## What is expected
Retype the lines beneath this one, from the first through the line containing "const BORDER = '#cccccc';". Pictures are left out.

───── Supplied material ─────

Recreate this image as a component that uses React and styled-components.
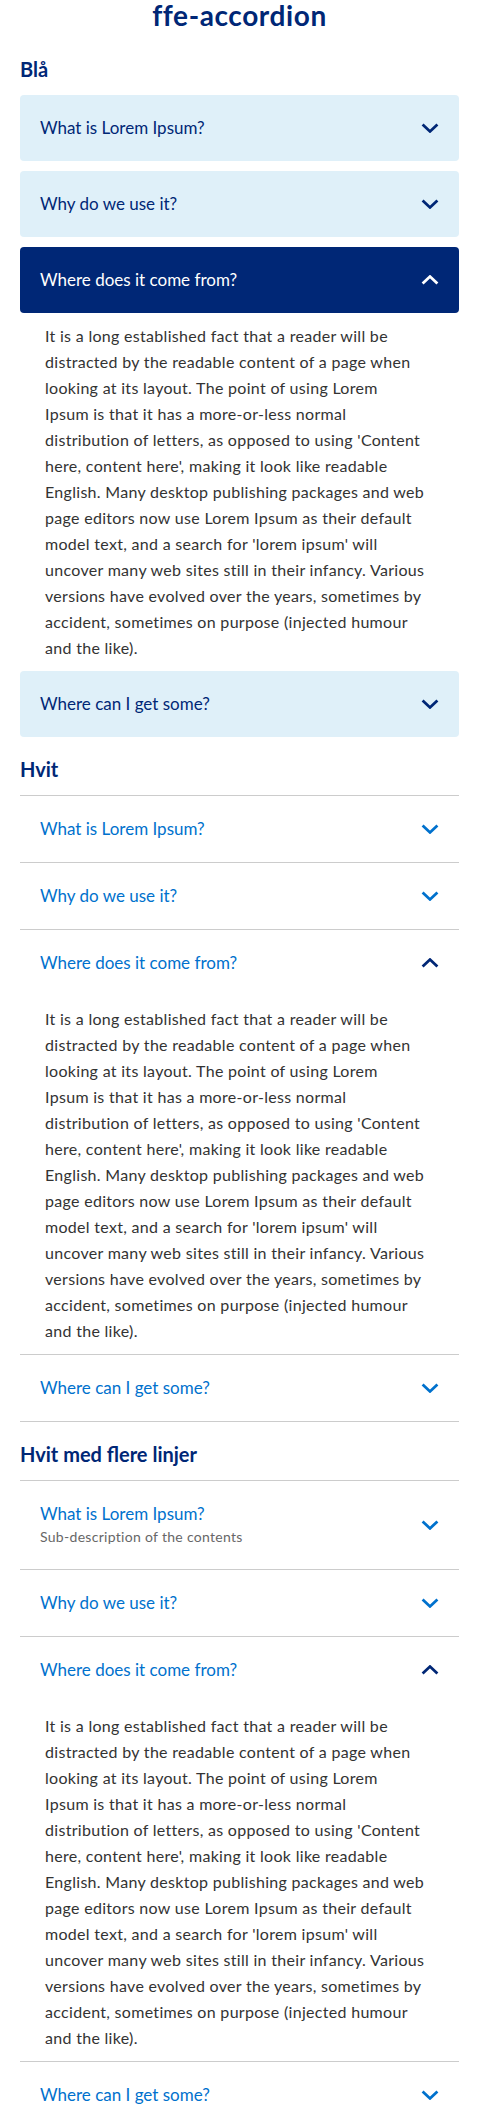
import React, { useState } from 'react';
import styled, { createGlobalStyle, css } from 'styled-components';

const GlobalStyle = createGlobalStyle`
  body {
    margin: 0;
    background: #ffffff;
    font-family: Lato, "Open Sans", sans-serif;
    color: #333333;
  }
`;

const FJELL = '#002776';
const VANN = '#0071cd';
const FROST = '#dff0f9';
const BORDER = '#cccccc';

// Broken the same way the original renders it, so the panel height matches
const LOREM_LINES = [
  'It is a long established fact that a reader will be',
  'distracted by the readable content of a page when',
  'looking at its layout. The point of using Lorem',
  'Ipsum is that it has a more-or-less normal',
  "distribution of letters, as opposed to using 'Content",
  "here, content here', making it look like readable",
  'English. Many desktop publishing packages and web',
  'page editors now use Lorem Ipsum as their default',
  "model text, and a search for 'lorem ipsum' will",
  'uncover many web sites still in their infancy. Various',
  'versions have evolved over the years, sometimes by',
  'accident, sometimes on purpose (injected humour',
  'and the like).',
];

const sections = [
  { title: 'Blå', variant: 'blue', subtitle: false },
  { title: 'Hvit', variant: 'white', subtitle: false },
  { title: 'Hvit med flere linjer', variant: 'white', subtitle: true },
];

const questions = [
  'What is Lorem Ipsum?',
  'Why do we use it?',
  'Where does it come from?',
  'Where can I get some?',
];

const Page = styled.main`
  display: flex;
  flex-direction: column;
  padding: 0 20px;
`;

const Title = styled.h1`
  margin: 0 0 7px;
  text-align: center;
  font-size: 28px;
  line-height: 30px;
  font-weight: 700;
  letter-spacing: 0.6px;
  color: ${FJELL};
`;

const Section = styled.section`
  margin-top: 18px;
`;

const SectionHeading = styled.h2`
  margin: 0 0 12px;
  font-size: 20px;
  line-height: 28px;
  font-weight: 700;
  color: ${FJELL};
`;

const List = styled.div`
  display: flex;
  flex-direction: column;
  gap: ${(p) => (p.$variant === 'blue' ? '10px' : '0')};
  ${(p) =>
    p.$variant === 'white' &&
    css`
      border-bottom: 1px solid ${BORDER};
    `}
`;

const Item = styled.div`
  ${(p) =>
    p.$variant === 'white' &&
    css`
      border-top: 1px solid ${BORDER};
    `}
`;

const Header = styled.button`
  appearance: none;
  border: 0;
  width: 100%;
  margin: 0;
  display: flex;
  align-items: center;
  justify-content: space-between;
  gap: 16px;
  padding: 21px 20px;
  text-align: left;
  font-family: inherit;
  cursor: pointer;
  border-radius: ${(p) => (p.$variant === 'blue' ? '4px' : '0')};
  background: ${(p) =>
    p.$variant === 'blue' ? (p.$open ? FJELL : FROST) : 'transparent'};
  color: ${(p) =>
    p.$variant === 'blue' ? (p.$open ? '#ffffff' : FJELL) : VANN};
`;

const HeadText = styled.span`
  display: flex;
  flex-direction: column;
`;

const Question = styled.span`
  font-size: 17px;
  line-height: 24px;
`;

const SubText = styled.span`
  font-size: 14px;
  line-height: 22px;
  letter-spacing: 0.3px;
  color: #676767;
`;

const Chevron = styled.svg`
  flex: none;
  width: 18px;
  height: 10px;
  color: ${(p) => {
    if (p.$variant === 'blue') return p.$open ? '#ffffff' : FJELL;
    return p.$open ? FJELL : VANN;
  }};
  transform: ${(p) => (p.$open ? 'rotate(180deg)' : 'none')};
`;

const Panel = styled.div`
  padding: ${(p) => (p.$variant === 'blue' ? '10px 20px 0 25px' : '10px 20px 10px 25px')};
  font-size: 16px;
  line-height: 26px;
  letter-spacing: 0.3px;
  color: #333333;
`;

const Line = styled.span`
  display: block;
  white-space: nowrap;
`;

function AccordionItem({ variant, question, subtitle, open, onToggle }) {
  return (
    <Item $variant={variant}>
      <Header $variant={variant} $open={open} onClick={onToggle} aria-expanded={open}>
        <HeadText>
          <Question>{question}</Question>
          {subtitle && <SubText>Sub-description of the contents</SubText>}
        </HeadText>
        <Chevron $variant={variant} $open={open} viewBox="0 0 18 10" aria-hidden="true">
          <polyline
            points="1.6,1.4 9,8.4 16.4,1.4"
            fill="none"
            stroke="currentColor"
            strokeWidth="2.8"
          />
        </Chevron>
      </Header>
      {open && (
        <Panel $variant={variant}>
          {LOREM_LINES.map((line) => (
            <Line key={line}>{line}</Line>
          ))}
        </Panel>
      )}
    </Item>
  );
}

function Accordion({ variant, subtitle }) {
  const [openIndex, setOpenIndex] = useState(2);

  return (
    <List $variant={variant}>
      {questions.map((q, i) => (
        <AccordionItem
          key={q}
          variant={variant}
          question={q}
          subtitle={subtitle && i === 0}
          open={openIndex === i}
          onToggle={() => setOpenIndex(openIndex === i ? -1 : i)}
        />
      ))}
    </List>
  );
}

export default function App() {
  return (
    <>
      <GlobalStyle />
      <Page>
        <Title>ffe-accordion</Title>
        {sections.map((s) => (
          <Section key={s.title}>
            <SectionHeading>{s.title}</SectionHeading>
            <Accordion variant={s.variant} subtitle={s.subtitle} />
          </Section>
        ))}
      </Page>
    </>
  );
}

─────

## Task output
Recreate this image as a component that uses React and styled-components.
import React, { useState } from 'react';
import styled, { createGlobalStyle, css } from 'styled-components';

const GlobalStyle = createGlobalStyle`
  body {
    margin: 0;
    background: #ffffff;
    font-family: Lato, "Open Sans", sans-serif;
    color: #333333;
  }
`;

const FJELL = '#002776';
const VANN = '#0071cd';
const FROST = '#dff0f9';
const BORDER = '#cccccc';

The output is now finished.